Agrigento, il suicidio di Alice Schembri e i ricatti ad altre ragazze

Agrigento, il suicidio di Alice Schembri, i ricatti ad altre ragazze

L'inchiesta che scuote la borghesia agrigentina. Ci sarebbero altri video

PALERMO – È una storia terribile, coperta a lungo da silenzi di paura e vergogna. Il suicidio di Alice Schembri è stato uno choc. Le sue parole, il suo testamento affidato ai social ha continuato a dare impulso alle indagini. Fino a quando non sarebbero emerse le responsabilità di quattro amici della ragazza. Avrebbero abusato a turno di lei, mentre la scena veniva filmata.

Altre ragazze potrebbero essere state filmate con il cellulare durante i rapporti sessuali. Le indagini sono ancora in corso.

Suicidio di Alice Schembri, in molti sapevano

In molti, nella comitiva di Alice, morta suicida a 17 anni nel 2017, sapevano cosa le sarebbe accaduto due anni prima. La memoria dei telefonini di un amico custodirebbe le immagini di rapporti sessuali con altre ragazze. I video sono diventati un’arma di ricatto.

La tragica sorte toccata ad Alice, schiacciata da un peso troppo grande, ha spinto le amiche a tacere. Troppa vergogna per raccontare e giustificare le immagini.

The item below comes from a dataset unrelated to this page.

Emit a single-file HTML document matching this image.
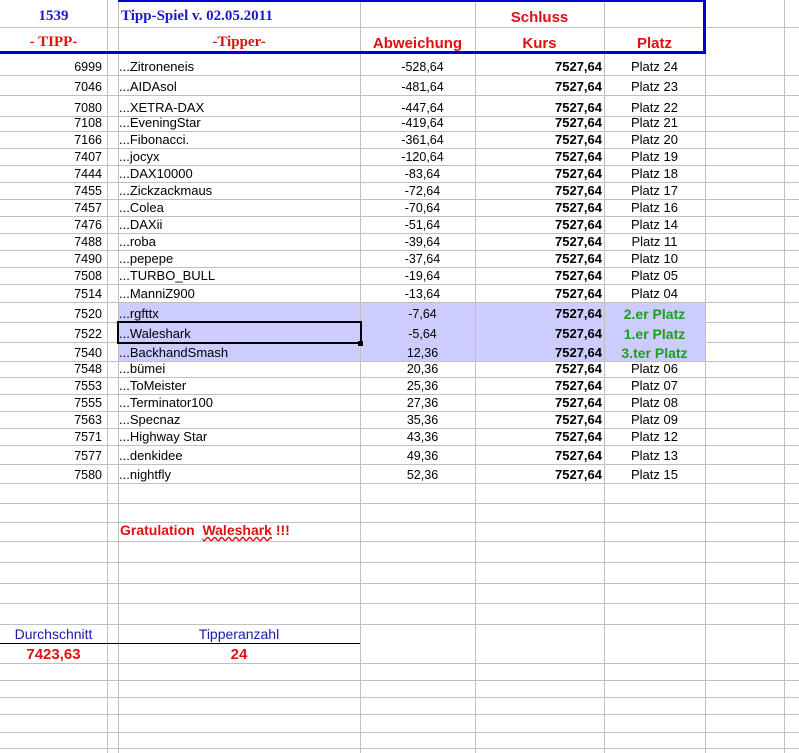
<!DOCTYPE html>
<html><head><meta charset="utf-8"><style>
*{margin:0;padding:0;box-sizing:border-box}
body{width:799px;height:753px;background:#fff;position:relative;overflow:hidden;font-family:"Liberation Sans",Arial,sans-serif;font-size:13px;color:#000}
.h{position:absolute;left:0;width:799px;height:1px;background:#c0c0c0}
.v{position:absolute;top:0;width:1px;height:753px;background:#c0c0c0}
.r{position:absolute;left:0;width:705px;display:flex;align-items:flex-end;padding-bottom:1px}
.r div{white-space:nowrap;line-height:14px}
.a{width:107px;text-align:right;padding-right:5px;font-size:12.5px}
.b{width:253px;padding-left:12px}
.c{width:115px;text-align:center;padding-left:10px;font-size:12.5px}
.d{width:129px;text-align:right;font-weight:bold;padding-right:2px}
.e{width:101px;text-align:center}
.g{color:#1aa01a;font-weight:bold;font-size:14px}
.t{position:absolute;white-space:nowrap}
</style></head><body>
<div class="h" style="top:27px"></div>
<div class="h" style="top:75px"></div><div class="h" style="top:95px"></div><div class="h" style="top:116px"></div><div class="h" style="top:131px"></div><div class="h" style="top:148px"></div><div class="h" style="top:165px"></div><div class="h" style="top:182px"></div><div class="h" style="top:199px"></div><div class="h" style="top:216px"></div><div class="h" style="top:233px"></div><div class="h" style="top:250px"></div><div class="h" style="top:267px"></div><div class="h" style="top:284px"></div><div class="h" style="top:302px"></div><div class="h" style="top:322px"></div><div class="h" style="top:342px"></div><div class="h" style="top:361px"></div><div class="h" style="top:377px"></div><div class="h" style="top:394px"></div><div class="h" style="top:411px"></div><div class="h" style="top:428px"></div><div class="h" style="top:445px"></div><div class="h" style="top:464px"></div><div class="h" style="top:483px"></div><div class="h" style="top:503px"></div><div class="h" style="top:522px"></div><div class="h" style="top:541px"></div><div class="h" style="top:562px"></div><div class="h" style="top:583px"></div><div class="h" style="top:603px"></div><div class="h" style="top:624px"></div><div class="h" style="top:663px"></div><div class="h" style="top:680px"></div><div class="h" style="top:697px"></div><div class="h" style="top:714px"></div><div class="h" style="top:732px"></div><div class="h" style="top:748px"></div>
<div style="position:absolute;left:118px;top:303px;width:587px;height:58px;background:#ccccff"></div>
<div class="v" style="left:107px"></div><div class="v" style="left:118px"></div><div class="v" style="left:360px"></div><div class="v" style="left:475px"></div><div class="v" style="left:604px"></div><div class="v" style="left:705px"></div><div class="v" style="left:784px"></div>
<div style="position:absolute;left:118px;top:0;width:588px;height:54px;border:3px solid #0000cc;border-left:none;border-top:2px solid #0000cc"></div>
<div style="position:absolute;left:0;top:51px;width:118px;height:3px;background:#0000cc"></div>
<div class="t" style="left:0;width:107px;text-align:center;top:8px;font-family:'Liberation Serif',serif;font-weight:bold;color:#1a1acc;font-size:15px">1539</div>
<div class="t" style="left:121px;top:8px;font-family:'Liberation Serif',serif;font-weight:bold;color:#1a1acc;font-size:15px">Tipp-Spiel v. 02.05.2011</div>
<div class="t" style="left:0;width:107px;text-align:center;top:34px;font-family:'Liberation Serif',serif;font-weight:bold;color:#e01010;font-size:15px">- TIPP-</div>
<div class="t" style="left:118px;width:242px;text-align:center;top:34px;font-family:'Liberation Serif',serif;font-weight:bold;color:#e01010;font-size:15px">-Tipper-</div>
<div class="t" style="left:360px;width:115px;text-align:center;top:35px;font-weight:bold;color:#e01010;font-size:15px">Abweichung</div>
<div class="t" style="left:475px;width:129px;text-align:center;top:9px;font-weight:bold;color:#e01010;font-size:15px">Schluss</div>
<div class="t" style="left:475px;width:129px;text-align:center;top:35px;font-weight:bold;color:#e01010;font-size:15px">Kurs</div>
<div class="t" style="left:604px;width:101px;text-align:center;top:35px;font-weight:bold;color:#e01010;font-size:15px">Platz</div>
<div class="r" style="top:54px;height:21px"><div class="a">6999</div><div class="b">...Zitroneneis</div><div class="c">-528,64</div><div class="d">7527,64</div><div class="e">Platz 24</div></div>
<div class="r" style="top:75px;height:20px"><div class="a">7046</div><div class="b">...AIDAsol</div><div class="c">-481,64</div><div class="d">7527,64</div><div class="e">Platz 23</div></div>
<div class="r" style="top:95px;height:21px"><div class="a">7080</div><div class="b">...XETRA-DAX</div><div class="c">-447,64</div><div class="d">7527,64</div><div class="e">Platz 22</div></div>
<div class="r" style="top:116px;height:15px"><div class="a">7108</div><div class="b">...EveningStar</div><div class="c">-419,64</div><div class="d">7527,64</div><div class="e">Platz 21</div></div>
<div class="r" style="top:131px;height:17px"><div class="a">7166</div><div class="b">...Fibonacci.</div><div class="c">-361,64</div><div class="d">7527,64</div><div class="e">Platz 20</div></div>
<div class="r" style="top:148px;height:17px"><div class="a">7407</div><div class="b">...jocyx</div><div class="c">-120,64</div><div class="d">7527,64</div><div class="e">Platz 19</div></div>
<div class="r" style="top:165px;height:17px"><div class="a">7444</div><div class="b">...DAX10000</div><div class="c">-83,64</div><div class="d">7527,64</div><div class="e">Platz 18</div></div>
<div class="r" style="top:182px;height:17px"><div class="a">7455</div><div class="b">...Zickzackmaus</div><div class="c">-72,64</div><div class="d">7527,64</div><div class="e">Platz 17</div></div>
<div class="r" style="top:199px;height:17px"><div class="a">7457</div><div class="b">...Colea</div><div class="c">-70,64</div><div class="d">7527,64</div><div class="e">Platz 16</div></div>
<div class="r" style="top:216px;height:17px"><div class="a">7476</div><div class="b">...DAXii</div><div class="c">-51,64</div><div class="d">7527,64</div><div class="e">Platz 14</div></div>
<div class="r" style="top:233px;height:17px"><div class="a">7488</div><div class="b">...roba</div><div class="c">-39,64</div><div class="d">7527,64</div><div class="e">Platz 11</div></div>
<div class="r" style="top:250px;height:17px"><div class="a">7490</div><div class="b">...pepepe</div><div class="c">-37,64</div><div class="d">7527,64</div><div class="e">Platz 10</div></div>
<div class="r" style="top:267px;height:17px"><div class="a">7508</div><div class="b">...TURBO_BULL</div><div class="c">-19,64</div><div class="d">7527,64</div><div class="e">Platz 05</div></div>
<div class="r" style="top:284px;height:18px"><div class="a">7514</div><div class="b">...ManniZ900</div><div class="c">-13,64</div><div class="d">7527,64</div><div class="e">Platz 04</div></div>
<div class="r" style="top:302px;height:20px"><div class="a">7520</div><div class="b">...rgfttx</div><div class="c">-7,64</div><div class="d">7527,64</div><div class="e g">2.er Platz</div></div>
<div class="r" style="top:322px;height:20px"><div class="a">7522</div><div class="b">...Waleshark</div><div class="c">-5,64</div><div class="d">7527,64</div><div class="e g">1.er Platz</div></div>
<div class="r" style="top:342px;height:19px"><div class="a">7540</div><div class="b">...BackhandSmash</div><div class="c">12,36</div><div class="d">7527,64</div><div class="e g">3.ter Platz</div></div>
<div class="r" style="top:361px;height:16px"><div class="a">7548</div><div class="b">...bümei</div><div class="c">20,36</div><div class="d">7527,64</div><div class="e">Platz 06</div></div>
<div class="r" style="top:377px;height:17px"><div class="a">7553</div><div class="b">...ToMeister</div><div class="c">25,36</div><div class="d">7527,64</div><div class="e">Platz 07</div></div>
<div class="r" style="top:394px;height:17px"><div class="a">7555</div><div class="b">...Terminator100</div><div class="c">27,36</div><div class="d">7527,64</div><div class="e">Platz 08</div></div>
<div class="r" style="top:411px;height:17px"><div class="a">7563</div><div class="b">...Specnaz</div><div class="c">35,36</div><div class="d">7527,64</div><div class="e">Platz 09</div></div>
<div class="r" style="top:428px;height:17px"><div class="a">7571</div><div class="b">...Highway Star</div><div class="c">43,36</div><div class="d">7527,64</div><div class="e">Platz 12</div></div>
<div class="r" style="top:445px;height:19px"><div class="a">7577</div><div class="b">...denkidee</div><div class="c">49,36</div><div class="d">7527,64</div><div class="e">Platz 13</div></div>
<div class="r" style="top:464px;height:19px"><div class="a">7580</div><div class="b">...nightfly</div><div class="c">52,36</div><div class="d">7527,64</div><div class="e">Platz 15</div></div>
<div style="position:absolute;left:117px;top:321px;width:245px;height:23px;border:2px solid #000"></div>
<div style="position:absolute;left:358px;top:341px;width:5px;height:5px;background:#000"></div>
<div class="t" style="left:120px;top:522px;font-weight:bold;color:#e01010;font-size:14px">Gratulation&nbsp; <span style="text-decoration:underline wavy #e01010">Waleshark</span> !!!</div>
<div class="t" style="left:0;width:107px;text-align:center;top:626px;color:#1a1aaa;font-size:14px">Durchschnitt</div>
<div class="t" style="left:118px;width:242px;text-align:center;top:626px;color:#1a1aaa;font-size:14px">Tipperanzahl</div>
<div style="position:absolute;left:0;top:643px;width:360px;height:1px;background:#000"></div>
<div class="t" style="left:0;width:107px;text-align:center;top:646px;color:#e01010;font-weight:bold;font-size:15px">7423,63</div>
<div class="t" style="left:118px;width:242px;text-align:center;top:646px;color:#e01010;font-weight:bold;font-size:15px">24</div>
</body></html>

Troppa paura per dire la verità, probabilmente sotto la minaccia che i video sarebbero stati messi in circolazione, rovinando la reputazione delle ragazze e destabilizzato lo scorrere della vita negli ambienti della buona borghesia agrigentina.

Tre inchieste per la verità

Le inchieste sono tre. Una della Procura di Palermo che ha spedito l’avviso di conclusione delle indagini a due ventisettenni per la violenza sessuale subita Alice Schembri e la produzione di materiale pedo-pornografico. La seconda è della Procura per i minorenni che coinvolge i due ragazzi che nel 2015 era ancora minorenni.

Uno di questi, ed ecco la terza inchiesta aperta dalla Procura di Agrigento, è indagato per violenza privata ed estorsione. Il fatto che sia la Procura ordinaria agrigentina ad occuparsene è segno che le presunte condotte illecite sarebbero proseguite anche dopo il compimento della maggiore età.

Video come arma di ricatto

I video sarebbero divenuti un’ arma di ricatto, per estorcere cosa? Forse per convincere una ragazza a non troncare la relazione. Per anni i video dei rapporti sessuali sono rimasti nella memoria dei telefonini. La squadra mobile non ha smesso di indagare e sono saltate fuori le immagini.

Alice non ce l’ha fatta. Era una ragazza forte, come lei stessa scriveva, di una forza che però nulla ha potuto per fronteggiare una vicenda troppo più grande di lei. “Questa volta non posso lottare perché non potrò averla vinta mai, come non posso continuare a vivere così, anzi a fingere così”, scriveva sui social.

La difesa: “Rapporti consensuali”

Secondo i pm di Palermo, sarebbe stata violentata. Nessun abuso sessuale, ma rapporti consensuali: sostengono i legali della difesa. Lo dimostrerebbe il fatto che la ragazza avrebbe continuato a frequentare i presunti stupratori negli anni successivi.

Si parla di serate trascorse insieme, anche in compagnia delle rispettive famiglie. Il “non voglio” di Alice avrebbe riguardato il consenso, negato, ad essere ripresa durante i rapporti che sarebbero stati consensuali.

Sarà uno dei temi chiave del processo. La richiesta di rinvio a giudizio è imminente – dirà come sono andate le cose. Restano le parole della giovane suicida: “Questa volta non posso lottare perchè non potrò averla vinta mai, come non posso continuare a vivere così, anzi a fingere così”.